Infobox 1 Risikofaktoren für kontrastmittelinduzierte Hypersensitivitätsreaktionen. (Modifiziert nach Sanchez-Borges et al. [7])

  • Atopie

  • Asthma

  • Weibliches Geschlecht

  • Schwere kardiopulmonale Vorerkrankung

  • Wiederholte Kontrastmittelgaben

  • Reaktion auf Kontrastmittel in der Vergangenheit

  • Bekannte Medikamentenallergie

  • Mastozytose

Infobox 2 Mögliche Ursachen für das nichtkardiale Lungenödem. (Modifiziert nach Givertz [2])

  • Atemnotsyndrom des Erwachsenen (ARDS)

  • Höhenlungenödem

  • Neurogenes Ödem

  • Reperfusionsödem

  • Reexpansionsödem

  • Medikamentös-toxisch (Opioide, Salicylate, Bortezomib, Sirolimus, Everolimus, Kontrastmittel)

  • Lungenembolie

  • Pulmonale venookklusive Erkrankung

  • Transfusionsassoziierte Lungeninsuffizienz (TRALI)

  • Gestörte Lymphdrainage, postoperativ

Fazit für die Praxis

Das nichtkardiale Lungenödem (NCPE) im Zusammenhang mit der Gabe von CT-Kontrastmittel ist ein seltenes Phänomen, welches allerdings schnell zu lebensbedrohlicher respiratorischer Insuffizienz führen kann.
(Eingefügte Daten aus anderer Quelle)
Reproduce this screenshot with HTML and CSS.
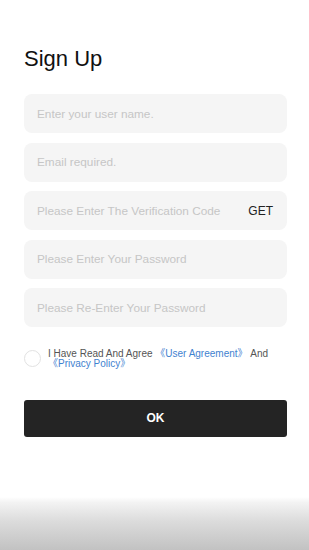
FILE: index.html
```html
<!DOCTYPE html>
<html lang="en">
<head>
  <meta charset="UTF-8">
  <meta name="viewport" content="width=device-width, initial-scale=1.0">
  <title>Sign Up</title>
  <link rel="stylesheet" href="styles.css">
</head>
<body>
  <div class="page">
    <main class="signup">
      <h1 class="title">Sign Up</h1>
      <form class="form">
        <div class="field">
          <input type="text" placeholder="Enter your user name.">
        </div>
        <div class="field">
          <input type="email" placeholder="Email required.">
        </div>
        <div class="field">
          <input type="text" placeholder="Please Enter The Verification Code">
          <span class="get">GET</span>
        </div>
        <div class="field">
          <input type="password" placeholder="Please Enter Your Password">
        </div>
        <div class="field">
          <input type="password" placeholder="Please Re-Enter Your Password">
        </div>
        <label class="agree">
          <span class="radio"></span>
          <span class="agree-text">I Have Read And Agree <a href="#">《User Agreement》</a> And <a href="#">《Privacy Policy》</a></span>
        </label>
        <button type="button" class="ok">OK</button>
      </form>
    </main>
    <div class="bottom-fade"></div>
  </div>
</body>
</html>
```

FILE: styles.css
```css
:root {
  --input-bg: #f5f5f5;
  --placeholder: #c6c6c6;
  --text: #111;
  --muted: #555;
  --link: #3f82d0;
  --dark: #242424;
}
* {
  box-sizing: border-box;
}
body {
  margin: 0;
  font-family: 'Liberation Sans', Arial, 'Noto Sans CJK SC', sans-serif;
  background: #fff;
  color: var(--text);
}
.page {
  min-height: 550px;
  display: flex;
  flex-direction: column;
}
.signup {
  padding: 0 22px 0 24px;
}
.title {
  margin: 0;
  padding-top: 46px;
  font-size: 22px;
  line-height: 26px;
  font-weight: normal;
}
.form {
  margin-top: 22px;
  display: flex;
  flex-direction: column;
}
.field {
  display: flex;
  align-items: center;
  height: 39px;
  margin-bottom: 9.5px;
  padding: 0 14px 0 13px;
  background: var(--input-bg);
  border-radius: 8px;
}
.field input {
  flex: 1;
  min-width: 0;
  border: none;
  background: transparent;
  outline: none;
  padding: 0;
  font-family: inherit;
  font-size: 11.8px;
  color: var(--text);
}
.field input::placeholder {
  color: var(--placeholder);
}
.get {
  font-size: 12px;
  color: #222;
}
.agree {
  display: flex;
  align-items: center;
  margin-top: 12px;
  gap: 7px;
  font-size: 10px;
  line-height: 10px;
  color: var(--muted);
}
.radio {
  flex: none;
  width: 17px;
  height: 17px;
  border: 1px solid #e2e2e2;
  border-radius: 50%;
  background: #fff;
}
.agree a {
  color: var(--link);
  text-decoration: none;
}
.ok {
  margin-top: 31px;
  height: 37px;
  border: none;
  border-radius: 3px;
  background: var(--dark);
  color: #fff;
  font-family: inherit;
  font-size: 12px;
  font-weight: bold;
}
.bottom-fade {
  margin-top: auto;
  height: 53px;
  background: linear-gradient(#fff, #f3f3f3 10%, #dcdcdc 45%, #c2c2c2);
}
```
Die zugrunde liegende Pathophysiologie ist nicht eindeutig geklärt, und somit sind die Möglichkeiten einer spezifischen Therapie limitiert. Essenziell ist der Ausschluss einer kardiogenen Ursache. Die Diagnose kann mithilfe der transthorakalen Echokardiographie gestellt werden. Nach Ausschöpfung der konservativen Therapiemaßnahmen sollte zeitnah die Möglichkeit einer extrakorporalen Membranoxygenierungstherapie evaluiert werden.